I made sure I was back in my seat first. Mr. Huey settled down next to me, opened the program to the plot synopsis again, placed his hand in microphone position and reread the plot of the next act. When it appeared intermission was running longer, having already completed the cast list, he proceeded to fill by reading the names of the orchestra members. He was about halfway through the soprano section of the chorus (bad radio, by the way) when the lights came down and the audience applauded the entrance of Maestro Levine.
“The lights have come down, Maestro James Levine has entered the pit as the audience voices its approval with their applause, and our performance of Giacomo Meyerbeer’s ‘La Prophete’ continues with the Second... Act...” While I'm glad he hadn't thought to interview me, I was hoping he would at least have made up some call-letters for his station, but apparently he had not. Nor did I ever hear him mention his name.
Again, he was silent during the music. During the pauses between scenes, he might do a quick voice-over to explain why we weren’t hearing anything, give a quick mention of what we might expect in the next scene, all good features of a live radio broadcast: once the music began, the microphone-holding hand came down, and he never said a word.
And so it went for what was actually a very long performance (if it wasn’t over just before midnight, it certainly seemed like it). At the very end, he described each of the singers’ costumes during the bows, going on interminably just as the Met broadcasts still do to this day, and when the applause stopped and the Golden Curtain descended on yet another performance at the legendary Metropolitan Opera House, he intoned “And so the Golden Curtain descends on yet another great performance at the legendary Metropolitan Opera House.” I would have disagreed about the “great” but then I wasn’t going home to play Critic and write up a review for my blog (oh wait, I didn’t have one in those days). He got up, carefully tucked his pretend microphone into his pocket and went out into the lobby, satisfied with another broadcast successfully completed.
In all the performances I attended at the Met in those years, I never once saw him again. How could I miss him!? It may have been one of the more memorable performances I ever attended in my life only because of him (the opera, its production and the performance were all, admittedly, disappointing), but at least he did not spoil the experience itself for me, and for that I thank him.
Unlike other people who seem to think it would have been okay to do that during the music. Or to answer their cell-phone: not even to say "I'm in a concert, I'll call you back" but "I'm in a concert, what do you want?"
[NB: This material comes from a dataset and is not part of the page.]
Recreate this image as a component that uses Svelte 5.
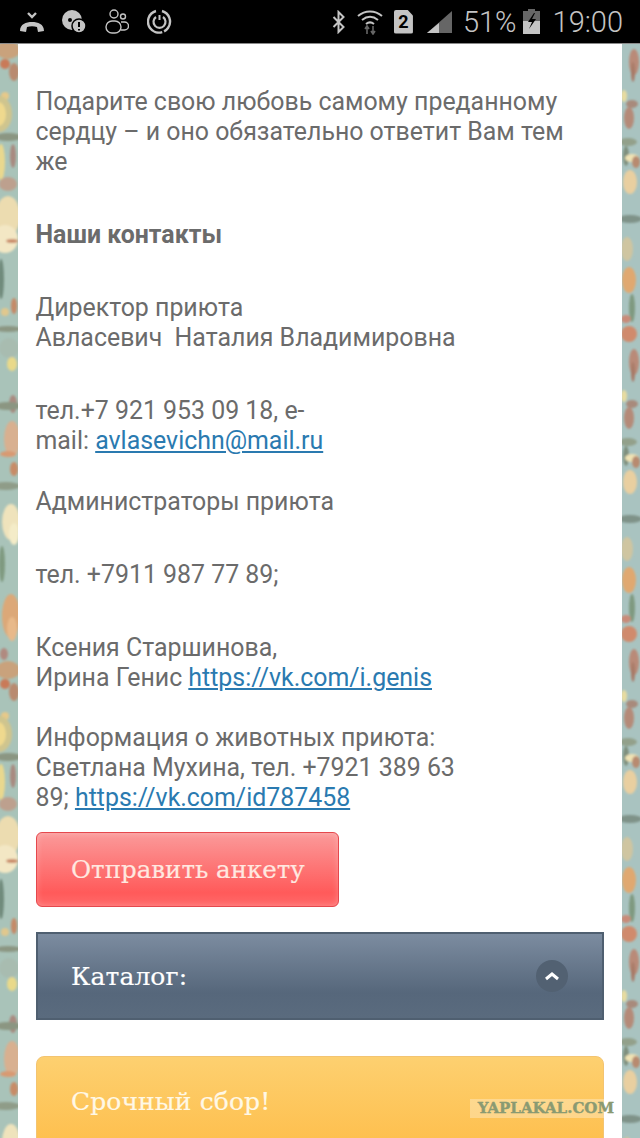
<script>
  const blobs = [
    ['#c9a27c', 8, 6, 12, 9], ['#c97a58', 5, 20, 5, 5], ['#b98a70', 14, 28, 5, 9],
    ['#e6c98a', 5, 52, 4, 4], ['#cfc58e', -1, 70, 13, 18], ['#efd98e', -2, 70, 8, 12],
    ['#8b9682', 8, 93, 14, 4], ['#e9d88e', 1, 118, 4, 18], ['#a88a80', 13, 112, 3, 12],
    ['#bda08e', 8, 140, 9, 7], ['#ecdcb0', 8, 172, 12, 20], ['#f3e7c4', 5, 195, 13, 14],
    ['#c98a68', 12, 197, 6, 2], ['#6f8a7c', 1, 235, 3, 20], ['#e0c88e', 5, 268, 4, 4],
    ['#c48a68', 14, 262, 3, 8], ['#8b9682', 8, 285, 14, 3]
  ];
  const blobs2 = [
    ['#a8bcb0', 9, 304, 10, 10], ['#e9d98a', 12, 320, 5, 7], ['#a98a80', 13, 360, 4, 9],
    ['#8b9682', 8, 362, 14, 4], ['#d8b090', 12, 395, 8, 18], ['#d89a72', 8, 410, 8, 3],
    ['#c78c68', 14, 425, 4, 7], ['#8f9c88', 6, 442, 14, 4], ['#efe3bc', 11, 478, 9, 18],
    ['#f4ecc8', 14, 490, 5, 11], ['#7f9a80', 2, 520, 3, 18], ['#dca878', 11, 572, 9, 22],
    ['#e8b98a', 12, 585, 5, 12], ['#b08a80', 4, 610, 4, 6]
  ];
  const rightBlobs = [
    ['#b98a78', 12, 18, 5, 13], ['#a87a68', 11, 28, 2, 10], ['#e8dca0', 2, 52, 3, 6],
    ['#a88a7c', 10, 60, 6, 4], ['#b58a78', 7, 74, 5, 11], ['#93a08a', 6, 98, 9, 4],
    ['#7f8f7d', 4, 112, 3, 10], ['#efe2b4', 10, 114, 7, 4], ['#b88a70', 14, 118, 4, 6],
    ['#e9cfa0', 8, 138, 7, 12], ['#7f9288', 8, 175, 12, 4], ['#cfc5a0', 5, 205, 6, 12],
    ['#e0a870', 7, 236, 7, 13], ['#7f9a80', 10, 264, 3, 14], ['#c98a78', 4, 275, 5, 4],
    ['#d08a6c', 7, 290, 8, 8]
  ];
  const left = [];
  const right = [];
  for (let i = 0; i < 2; i++) {
    const off = i * 620;
    for (const b of [...blobs, ...blobs2]) left.push({ c: b[0], x: b[1], y: b[2] + off, rx: b[3], ry: b[4] });
  }
  for (let i = 0; i < 4; i++) {
    const off = i * 300;
    for (const b of rightBlobs) right.push({ c: b[0], x: b[1], y: b[2] + off, rx: b[3], ry: b[4] });
  }
</script>

<div class="screen">
  <header class="status">
    <div class="status-left">
      <svg class="ic" width="26" height="24" viewBox="0 0 26 24" style="margin-left:19px">
        <path d="M9 3l4 4 4-4" fill="none" stroke="#c4c4c4" stroke-width="2.4"/>
        <path d="M1 21c0-7 6-9 12-9s12 2 12 9l-6 1-1-5c-3-1-7-1-10 0l-1 5z" fill="#c4c4c4"/>
      </svg>
      <svg class="ic" width="24" height="24" viewBox="0 0 24 24" style="margin-left:17px">
        <circle cx="10" cy="10" r="10" fill="#c4c4c4"/>
        <circle cx="8" cy="10" r="2" fill="#000"/>
        <circle cx="17" cy="16" r="7" fill="#c4c4c4" stroke="#000" stroke-width="1.5"/>
        <path d="M17 12v5M17 19v1.5" stroke="#000" stroke-width="2"/>
      </svg>
      <svg class="ic" width="24" height="26" viewBox="0 0 24 26" style="margin-left:19px">
        <g fill="none" stroke="#c4c4c4" stroke-width="1.4">
          <circle cx="9" cy="5" r="4"/>
          <circle cx="18" cy="7.500" r="2.500"/>
          <rect x="1" y="12" width="15" height="12" rx="6"/>
          <path d="M16 13h3.500a3.500 3.500 0 0 1 0 8H16"/>
        </g>
      </svg>
      <svg class="ic" width="25" height="25" viewBox="0 0 25 25" style="margin-left:18px">
        <g fill="none" stroke="#c4c4c4">
          <path d="M15 2a11 11 0 1 1-6 0" stroke-width="2.400" stroke-dasharray="26 2 60"/>
          <path d="M16 8a6 6 0 1 1-7 0" stroke-width="2.200"/>
          <path d="M12.500 6v5" stroke-width="2"/>
        </g>
      </svg>
    </div>
    <div class="status-right">
      <svg class="ic" width="14" height="24" viewBox="0 0 14 24">
        <path d="M1.500 7l10 10-5 5V2l5 5-10 10" fill="none" stroke="#c4c4c4" stroke-width="2"/>
      </svg>
      <svg class="ic" width="26" height="26" viewBox="0 0 26 26" style="margin-left:11px">
        <g fill="none" stroke="#c4c4c4" stroke-width="2">
          <path d="M1 7c7-6 17-6 24 0"/>
          <path d="M5 11c5-4 11-4 16 0"/>
          <path d="M9 15c2.500-2 5.500-2 8 0"/>
        </g>
        <path d="M10 25v-6M8 20l2-3 2 3M16 17v6M14 22l2 3 2-3" fill="none" stroke="#666" stroke-width="1.600"/>
      </svg>
      <div class="sim">2</div>
      <svg class="ic" width="26" height="24" viewBox="0 0 26 24" style="margin-left:14px">
        <path d="M0 23l25-22v22z" fill="#666"/>
        <path d="M0 23l12-10v10z" fill="#c4c4c4"/>
      </svg>
      <span class="pct">51%</span>
      <svg class="ic" width="19" height="25" viewBox="0 0 19 25" style="margin-left:5px">
        <path d="M6 0h7v2h5v10H1V2h5z" fill="#666"/>
        <path d="M1 12h17v13H1z" fill="#c4c4c4"/>
        <path d="M12 4l-6 9h4l-3 7 7-10h-4l3-6z" fill="#000"/>
      </svg>
      <span class="time">19:00</span>
    </div>
  </header>

  <div class="page">
    <svg class="strip" width="18" height="1094" aria-hidden="true">
      <defs>
        <filter id="soft" x="-20%" y="-2%" width="140%" height="104%"><feGaussianBlur stdDeviation="1.2"/></filter>
      </defs>
      <rect width="18" height="1094" fill="#a9c3b9"/>
      <g filter="url(#soft)">
        {#each left as b}
          <ellipse cx={b.x} cy={b.y} rx={b.rx} ry={b.ry} fill={b.c}/>
        {/each}
      </g>
    </svg>

    <main class="panel">
      <div class="copy">
        <p>Подарите свою любовь самому преданному сердцу – и оно обязательно ответит Вам тем же</p>
        <p><strong>Наши контакты</strong></p>
        <p>Директор приюта<br />Авласевич&nbsp; Наталия Владимировна</p>
        <p class="tight">тел.+7 921 953 09 18, e-<br />mail: <a href="#a">avlasevichn@mail.ru</a></p>
        <p>Администраторы приюта</p>
        <p>тел. +7911 987 77 89;</p>
        <p class="tight">Ксения Старшинова,<br />Ирина Генис <a href="#b">https://vk.com/i.genis</a></p>
        <p class="last">Информация о животных приюта:<br />Светлана Мухина, тел. +7921 389 63<br />89; <a href="#c">https://vk.com/id787458</a></p>
      </div>

      <button class="cta">Отправить анкету</button>

      <div class="catalog">
        <span>Каталог:</span>
        <span class="toggle">
          <svg width="16" height="10" viewBox="0 0 16 10"><path d="M2 8l6-5 6 5" fill="none" stroke="#fff" stroke-width="3"/></svg>
        </span>
      </div>

      <div class="urgent">Срочный сбор!</div>
    </main>

    <svg class="strip" width="18" height="1094" aria-hidden="true">
      <rect width="18" height="1094" fill="#a9c3c0"/>
      <g filter="url(#soft)">
        {#each right as b}
          <ellipse cx={b.x} cy={b.y} rx={b.rx} ry={b.ry} fill={b.c}/>
        {/each}
      </g>
    </svg>
  </div>

  <div class="mark">YAPLAKAL.COM</div>
</div>

<style>
  :global(body) { margin: 0; background: #fff; }
  .screen {
    position: relative;
    width: 640px;
    height: 1138px;
    overflow: hidden;
    font-family: Roboto, "Liberation Sans", sans-serif;
  }
  .status {
    height: 43px;
    background: #000;
    border-bottom: 1px solid #8a8a8a;
    display: flex;
    justify-content: space-between;
    align-items: center;
    color: #c4c4c4;
  }
  .status-left, .status-right { display: flex; align-items: center; }
  .status-right { padding-right: 17px; }
  .ic { display: block; flex: none; }
  .sim {
    width: 19px;
    height: 24px;
    margin-left: 11px;
    background: #c4c4c4;
    color: #000;
    font: 700 18px/24px Roboto, sans-serif;
    text-align: center;
    clip-path: polygon(0 0, 70% 0, 100% 25%, 100% 100%, 0 100%);
    border-radius: 2px;
  }
  .pct { margin-left: 10px; font-size: 29px; font-weight: 300; line-height: 32px; }
  .time { margin-left: 12px; font-size: 29px; font-weight: 300; line-height: 32px; }
  .page { display: flex; height: 1094px; }
  .strip { display: block; flex: none; }
  .panel {
    flex: 1;
    background: #fff;
    padding: 43px 18px 0 17.500px;
    min-width: 0;
  }
  .copy { color: #6b6b6b; font-size: 24.900px; line-height: 30px; max-width: 550px; }
  .copy p { margin: 0 0 43px; }
  .copy p.tight { margin-bottom: 30px; }
  .copy p:nth-child(4) { margin-bottom: 31px; }
  .copy p.last { margin-bottom: 19px; }
  .copy a { color: #2a7ab0; text-decoration: underline; }
  .cta, .catalog, .urgent {
    font-family: "DejaVu Serif", serif;
    font-size: 25px;
    box-sizing: border-box;
    color: #fff;
    -webkit-text-stroke: .2px currentColor;
  }
  .cta {
    display: block;
    width: 303px;
    height: 75px;
    margin-left: .5px;
    padding: 0 0 0 34px;
    font-size: 24.500px;
    text-align: left;
    color: #ffe8e0;
    border: 1px solid #e5484d;
    border-radius: 6px;
    background: linear-gradient(#fb9a9a, #ff5a5a 82%, #ff6a6a);
    box-shadow: inset 0 0 6px rgba(255,255,255,.25);
  }
  .catalog {
    margin-top: 25px;
    margin-left: .5px;
    height: 88px;
    border: 2px solid #4f5f70;
    padding: 0 34px 0 33px;
    letter-spacing: .1px;
    display: flex;
    align-items: center;
    justify-content: space-between;
    background: linear-gradient(#7c8ca0, #56677b 70%, #5a6b7e);
  }
  .toggle {
    width: 32px;
    height: 32px;
    border-radius: 50%;
    background: #526172;
    display: flex;
    align-items: center;
    justify-content: center;
  }
  .urgent {
    margin-top: 36px;
    margin-left: .5px;
    height: 110px;
    padding: 28px 34px 0;
    letter-spacing: .1px;
    line-height: 34px;
    color: #fff8e6;
    border: 1px solid #f3c471;
    border-radius: 8px 8px 0 0;
    background: linear-gradient(#fdd070, #febb45);
  }
  .mark {
    position: absolute;
    left: 470px;
    top: 1099px;
    width: 144px;
    height: 19px;
    background: rgba(255,255,255,.3);
    color: #8a9a72;
    font: 700 15px/19px "DejaVu Serif", serif;
    -webkit-text-stroke: .4px #8a9a72;
    text-align: right;
    white-space: nowrap;
  }
</style>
Backstage after that performance of the Schubert Quintet I'd mentioned earlier, I was telling cellist Paul Katz about the “eccentric gentleman” in the audience he'd somehow missed. He mentioned how, years ago, one man sat himself down, front row center, just as a concert was about to begin, then reached into his inside jacket pocket to pull out... a baton. He proceeded to conduct the Cleveland Quartet throughout the entire performance – and rather badly, Katz noted. It was one of the most difficult performances they ever gave, he said, trying to ignore this man they couldn’t help but see just a few feet in front of their music stands.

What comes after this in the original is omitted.